It is pretty certain by now we live in a data world: institutions, companies, cell-phones… we are all constantly creating and storing data, even if we don’t know it. Things as they are, this’ come to a point where the problem is usually not to obtain the right data but to discard the wrong ones. Besides, apparently “people don’t read anymore“, less to talk about reading data… So the other day, I had another of this horrible moments where you think something kind of cool is going to take 5 minutes to accomplish. The idea seemed pretty simple, so I gave it try. Today, 5 minutes (and 3 more nights) afterwards I’ve finished movieR.
The idea is simple: you have a bunch of data that represent some phenomenon (say, income per capita), for some individuals (say a few countries) and for a few years; and you want to see whether the distribution of the variable has changed over time and, if so, how.
MovieR is a small set of functions written in R that draws a bunch of density kernels (for each period and to smooth the transition) and pastes them into a movie using the free/libre software package dvd-slideshow. It takes a csv looking like this:
"y2000","y2001","y2002","y2003","y2004","y2005" "29392.85","30125.1","31396.76","32353.47","33898.93","34460.48" "30451.79","31075.53","32344.51","33678.8","35310.66","36520.62" ...

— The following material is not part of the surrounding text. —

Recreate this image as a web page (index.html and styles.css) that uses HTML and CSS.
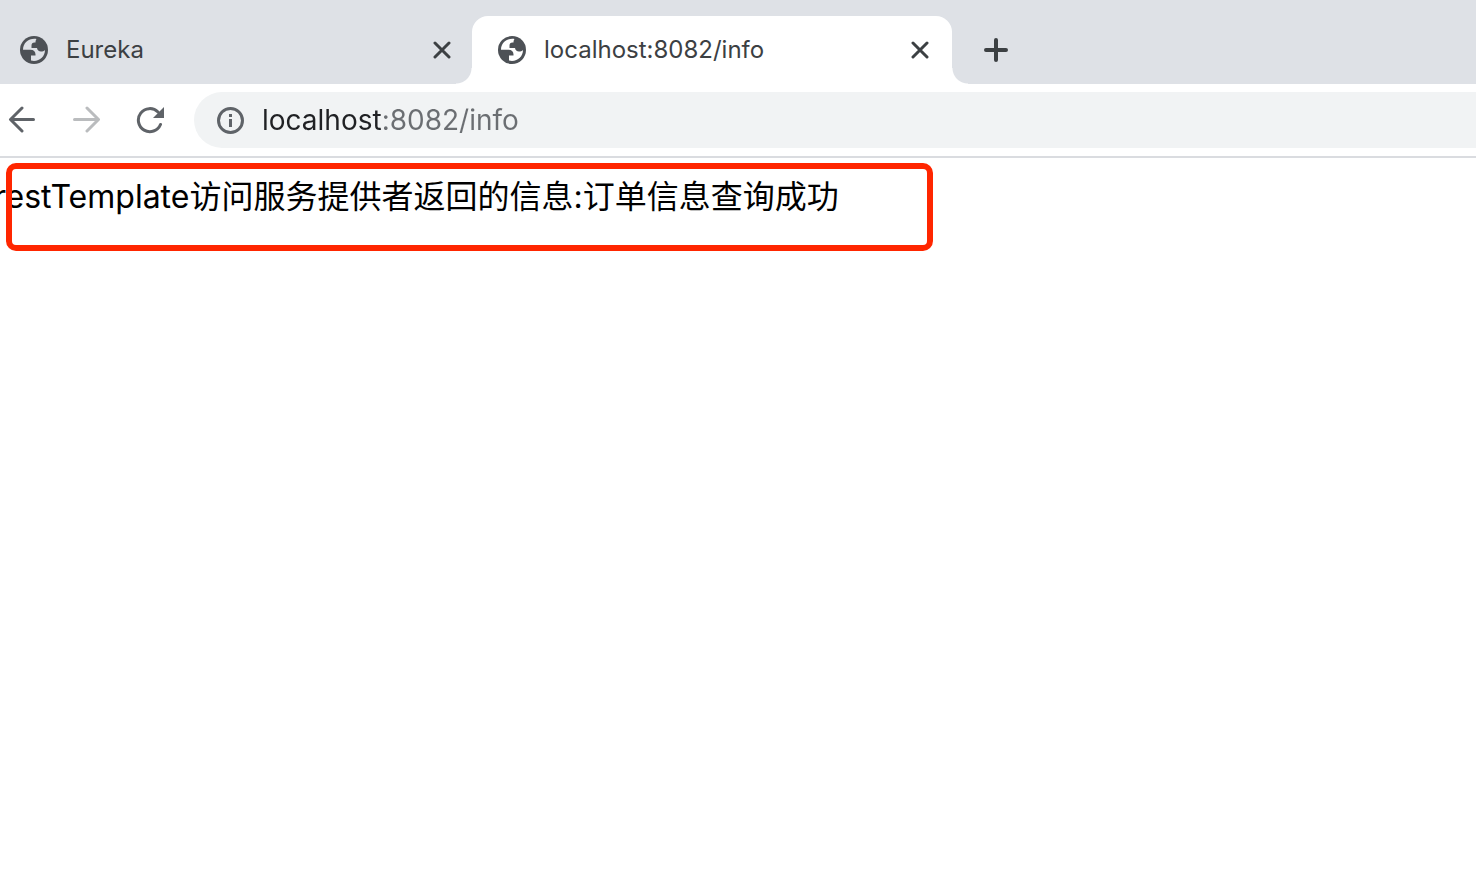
FILE: index.html
```html
<!DOCTYPE html>
<html lang="zh-CN">
<head>
    <meta charset="UTF-8">
    <meta name="viewport" content="width=device-width, initial-scale=1.0">
    <title>localhost:8082/info</title>
    <link rel="stylesheet" href="styles.css">
</head>
<body>
    <svg class="sprite" aria-hidden="true">
        <symbol id="globe" viewBox="0 0 28 28">
            <circle cx="14" cy="14" r="14" fill="#4d5156"/>
            <path fill="var(--hole)" d="M16.500 3C9 2 3.200 6.500 3 13.700H10.500C13.500 13.700 15.500 15.500 15.500 18.500V19.500H11V24.600C18.500 26.500 25 21 25 14C24 15.200 22.500 15.500 21 15.500C18.800 15.500 17.300 14.200 17 12H11.500V9.500C11.500 7.500 12.500 6.500 14.500 6.500H15.500C15.500 5 15.800 4 16.500 3z"/>
        </symbol>
        <symbol id="close" viewBox="0 0 18 18">
            <path d="M2 2l14 14M16 2L2 16" fill="none" stroke="#3c4043" stroke-width="3" stroke-linecap="round"/>
        </symbol>
    </svg>

    <!-- Tabs -->
    <nav class="tab-strip">
        <div class="tab">
            <svg class="tab-icon"><use href="#globe"/></svg>
            <a href="#">Eureka</a>
            <button class="close-button" aria-label="Close Eureka"><svg><use href="#close"/></svg></button>
        </div>
        <div class="tab active">
            <svg class="tab-icon"><use href="#globe"/></svg>
            <a href="#">localhost:8082/info</a>
            <button class="close-button" aria-label="Close localhost"><svg><use href="#close"/></svg></button>
        </div>
        <button class="new-tab" aria-label="New tab">
            <svg viewBox="0 0 24 24"><path d="M12 2v20M2 12h20" fill="none" stroke="#3c4043" stroke-width="4" stroke-linecap="round"/></svg>
        </button>
    </nav>

    <!-- Toolbar -->
    <div class="toolbar">
        <button aria-label="Back">
            <svg viewBox="0 0 28 28"><path d="M25.500 13.500H3M14 2L2.500 13.500L14 25" fill="none" stroke="#5f6368" stroke-width="3" stroke-linecap="round" stroke-linejoin="round"/></svg>
        </button>
        <button aria-label="Forward">
            <svg viewBox="0 0 28 28"><path d="M2.500 13.500H26M15 2L26.500 13.500L15 25" fill="none" stroke="#babcbe" stroke-width="3" stroke-linecap="round" stroke-linejoin="round"/></svg>
        </button>
        <button aria-label="Reload">
            <svg viewBox="0 0 28 28"><path d="M24.500 18.500A11.500 11.500 0 1 1 22 6" fill="none" stroke="#5f6368" stroke-width="3" stroke-linecap="round"/><path d="M28 1v11H17z" fill="#5f6368"/></svg>
        </button>
        <div class="address-bar">
            <svg viewBox="0 0 28 28"><circle cx="14.500" cy="14.500" r="12" fill="none" stroke="#5f6368" stroke-width="3"/><path d="M13 8h3v3h-3zM13 13h3v8h-3z" fill="#5f6368"/></svg>
            <input type="text" aria-label="Address" value="localhost:8082/info">
        </div>
    </div>

    <main>
        <p>restTemplate访问服务提供者返回的信息:订单信息查询成功</p>
        <div class="highlight"></div>
    </main>
</body>
</html>
```
FILE: styles.css
```css
* {
    box-sizing: border-box;
}
body {
    display: flex;
    flex-direction: column;
    min-height: 100vh;
    margin: 0;
    background-color: white;
    font-family: Inter, "Noto Sans CJK SC", sans-serif;
}
svg {
    display: block;
    flex: none;
}
button {
    padding: 0;
    border: none;
    background: none;
    cursor: pointer;
}
.sprite {
    position: absolute;
    width: 0;
    height: 0;
}

.tab-strip {
    display: flex;
    height: 84px;
    padding-top: 16px;
    background-color: #dee1e6;
}
.tab {
    --hole: #dee1e6;
    display: flex;
    align-items: center;
    width: 472px;
    padding: 0 21px 0 20px;
}
.tab.active {
    --hole: white;
    position: relative;
    width: 480px;
    padding: 0 23px 0 26px;
    background-color: white;
    border-radius: 16px 16px 0 0;
}
/* Curved feet of the active tab */
.tab.active::before,
.tab.active::after {
    content: "";
    position: absolute;
    bottom: 0;
    width: 16px;
    height: 16px;
}
.tab.active::before {
    right: 100%;
    background: radial-gradient(circle at 0 0, transparent 15px, white 16px);
}
.tab.active::after {
    left: 100%;
    background: radial-gradient(circle at 100% 0, transparent 15px, white 16px);
}
.tab-icon {
    width: 28px;
    height: 28px;
}
.tab a {
    flex: 1;
    margin-left: 18px;
    font-size: 24px;
    line-height: 32px;
    color: #3c4043;
    text-decoration: none;
}
.close-button svg {
    width: 18px;
    height: 18px;
}
.new-tab {
    margin-left: 32px;
}
.new-tab svg {
    width: 24px;
    height: 24px;
}

.toolbar {
    display: flex;
    align-items: center;
    gap: 36px;
    height: 74px;
    padding-left: 8px;
    border-bottom: 2px solid #dadce0;
}
.toolbar svg {
    width: 28px;
    height: 28px;
}
.address-bar {
    display: flex;
    flex: 1;
    align-items: center;
    gap: 18px;
    height: 56px;
    margin-left: -6px;
    padding-left: 22px;
    background-color: #f1f3f4;
    border-radius: 28px 0 0 28px;
}
/* The host is darker than the rest of the address */
.address-bar input {
    flex: 1;
    min-width: 0;
    height: 40px;
    padding: 0;
    border: none;
    outline: none;
    background: linear-gradient(to right, #202124 120px, #6b6e72 120px);
    -webkit-background-clip: text;
    background-clip: text;
    color: transparent;
    font-family: inherit;
    font-size: 28px;
}

main {
    position: relative;
    flex: 1;
    padding-top: 15px;
}
main p {
    margin: 0 0 0 -6px;
    font-size: 32px;
    line-height: 48px;
    color: black;
}
.highlight {
    position: absolute;
    top: 5px;
    left: 6px;
    width: 927px;
    height: 88px;
    border: 6px solid #ff2600;
    border-radius: 10px;
}
```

And gives out something like this:
This allows you to get a good sense of the behaviour of the dataset and some of its main properties in a quick glance. For example, in the video above, which uses OECD data, the distribution of per capita income across a set of 59 cities all over the world from 2000 to 2007 is displayed; one can easily see the distribution has moved rightwards over the years, implying a move towards higher income per capita for more people over the years, as well as a flattening of the curve, that is an equalizing effect across the cities. And, to please Mr. Jobs, all that without reading a single bit 🙂